NASA outsourcing needs consistency
- By Randall Edwards
- Jul 28, 2003
An inconsistent approach has plagued attempts to use outside vendors to manage desktop computers for the National Aeronautics and Space Administration, according to a new report.
After studying the agency's purchases from November 2001 to March 2003, the inspector general's office for NASA released a report on July 18 that identified three major weaknesses in the space agency's Outsourcing Desktop Initiative: overpriced products, missed chances for volume discounts and inconsistent purchasing approaches throughout the agency.
In 1998, NASA awarded the $1.3 billion desktop deal, that will run through June 21, 2007, to seven companies. The master contract allows agency installations to buy desktop, server and communication services to any of the companies.
A lack of agency-wide guidelines has caused the program to operate at a costlier level than expected, the inspector general's office said. NASA recently ordered the outsourcing program office to unify buying criteria for all NASA installations.

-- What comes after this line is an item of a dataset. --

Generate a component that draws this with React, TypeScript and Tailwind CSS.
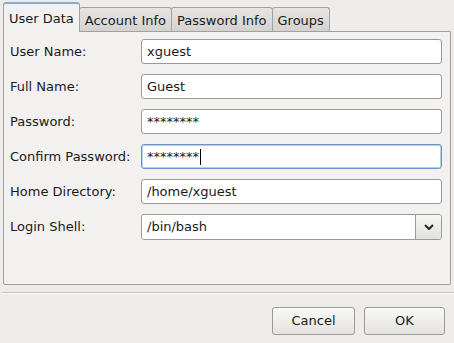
import { useState } from 'react'

const rows = [
  { label: 'User Name:', value: 'xguest' },
  { label: 'Full Name:', value: 'Guest' },
  { label: 'Password:', value: '********' },
  { label: 'Confirm Password:', value: '********', focused: true },
  { label: 'Home Directory:', value: '/home/xguest' },
]

const tabs = ['User Data', 'Account Info', 'Password Info', 'Groups']

function App() {
  const [active] = useState(0)

  return (
    <div className="w-[454px] h-[343px] bg-[#edeceb] text-[#1a1a1a] text-[13px] overflow-hidden relative" style={{ fontFamily: '"DejaVu Sans", sans-serif' }}>
      <div className="flex items-end h-[31px] pl-[3px]">
        {tabs.map((t, i) =>
          i === active ? (
            <div key={t} className="relative z-10 h-[30px] -mb-px px-[5px] pt-[5px] bg-[#f2f1f0] border border-b-0 border-[#a0a0a0] rounded-t-[3px] border-t-2 border-t-[#8aa9d1]">
              {t}
            </div>
          ) : (
            <div key={t} className="h-[24px] px-[5px] pt-[3px] bg-gradient-to-b from-[#e6e5e3] to-[#d3d2cf] border border-b-0 border-[#a3a3a0] rounded-t-[3px] -ml-px first:ml-0">
              {t}
            </div>
          )
        )}
      </div>

      <div className="mx-[3px] h-[254px] bg-[#f2f1f0] border border-[#a0a0a0] rounded-b-[2px] pt-[7px] pl-[6px] pr-[8px]">
        <div className="flex flex-col gap-[10px]">
          {rows.map(r => (
            <div key={r.label} className="flex items-center h-[25px]">
              <div className="w-[131px]">{r.label}</div>
              <div className={`flex-1 h-[25px] flex items-center pl-[5px] bg-white rounded-[3px] border ${r.focused ? 'border-[#6f94c4] shadow-[inset_0_0_0_1px_#b9cde7]' : 'border-[#9a9a98]'}`}>
                <span>{r.value}</span>
                {r.focused && <span className="w-px h-[16px] bg-black ml-px" />}
              </div>
            </div>
          ))}
          <div className="flex items-center h-[26px]">
            <div className="w-[131px]">Login Shell:</div>
            <div className="flex-1 h-[26px] flex border border-[#9a9a98] rounded-[3px] overflow-hidden">
              <div className="flex-1 bg-white flex items-center pl-[5px] border-r border-[#9a9a98]">/bin/bash</div>
              <div className="w-[25px] bg-gradient-to-b from-[#f6f6f5] to-[#e2e1df] flex items-center justify-center">
                <svg width="10" height="6" viewBox="0 0 10 6">
                  <path d="M1 1 L5 5 L9 1" stroke="#222" strokeWidth="2" fill="none" />
                </svg>
              </div>
            </div>
          </div>
        </div>
      </div>

      <div className="mt-[7px] ml-[2px] h-[2px] border-t border-[#c2c1bf] border-b border-b-white" />

      <div className="flex justify-end gap-[9px] pr-[9px] mt-[13px]">
        <button className="w-[83px] h-[28px] rounded-[3px] border border-[#9a9a98] bg-gradient-to-b from-[#f8f8f7] to-[#e4e3e1]">Cancel</button>
        <button className="w-[81px] h-[28px] rounded-[3px] border border-[#9a9a98] bg-gradient-to-b from-[#f8f8f7] to-[#e4e3e1]">OK</button>
      </div>
    </div>
  )
}

export default App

To battle overpricing, the inspector general's office recommended that contracting officers review catalog prices and document the results. Officials plan to issue review guidelines by July 31. NASA already has recovered $9,000 in excess payments related to a purchase made for agency headquarters.
NASA officials now have procedures for including draft volume discount provisions in all future delivery orders.
Had the initiative's vendor catalog been optional rather than mandatory, some installations could have saved an average of 29 percent by buying through cheaper contractors who were not part of the outsourcing program, according to the report. The agency recently designated the outsourcing initiative's catalogs as optional for buying computer peripherals, rather than a mandatory source.